Une fois encore, on notera que le même gouvernement qui ne cesse de répéter que les collectivités « dépensent trop »  leur demande, en l’espèce, de dépenser beaucoup et vite, quitte à empêcher leur développement si elles ne font pas diligence.

Moyens supplémentaires

Sur un ton moins comminatoire, l’instruction liste les possibilités de soutien financier dont peuvent bénéficier les collectivités pour atteindre les objectifs : 50 millions d’euros ont été prévus dans ce but dans le Plan eau de mars 2023, et les préfets sont encouragés à flécher la DETR et la Dsil pour aider les communes « à réaliser les travaux de mise en conformité ».

En sens inverse, la nouvelle redevance « performance des systèmes d’assainissement »  est entrée en vigueur cette année. Elle est « d’autant moins élevée  que les installations de collecte et de traitement des eaux usées satisfont à la réglementation », rappelle le gouvernement, ce qui devrait motiver les collectivités à davantage respecter leurs obligations. 

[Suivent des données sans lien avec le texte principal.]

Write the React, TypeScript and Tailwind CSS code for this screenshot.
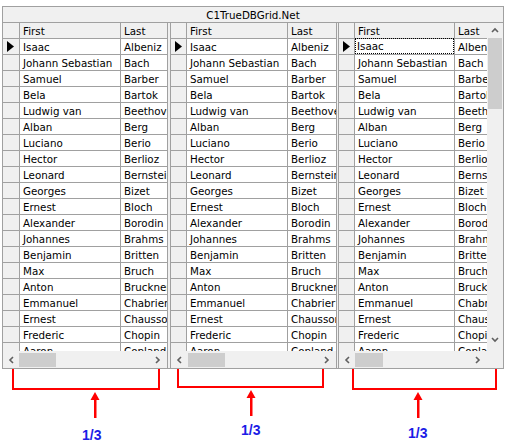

Enfin, il est rappelé que la Banque des territoires « met à disposition des collectivités une nouvelle génération d’aqua-prêts à taux bonifiés à hauteur de 2 milliards d’euros ».

Les ministres, au passage, redonnent un petit tour d’écrou sur la question de l’intercommunalité – alors que le gouvernement a fini par renoncer à imposer l’intercommunalisation forcée de l’eau et de l’assainissement en 2026. Vu « la technicité et les moyens financiers à déployer », écrivent les ministres, « l’échelle intercommunale apparaît comme la plus à même de porter une politique ambitieuse » . Il est donc demandé aux préfets de « veiller à inciter à la mise en place, dans les meilleurs délais, d’une maîtrise d’ouvrage à l’échelle la plus adaptée » . Ce qui revient à dire, en lisant entre les lignes, que les communes qui ont décidé de conserver la compétence assainissement n’ont que peu de chance de voir leur dossier passer sur le haut de la pile.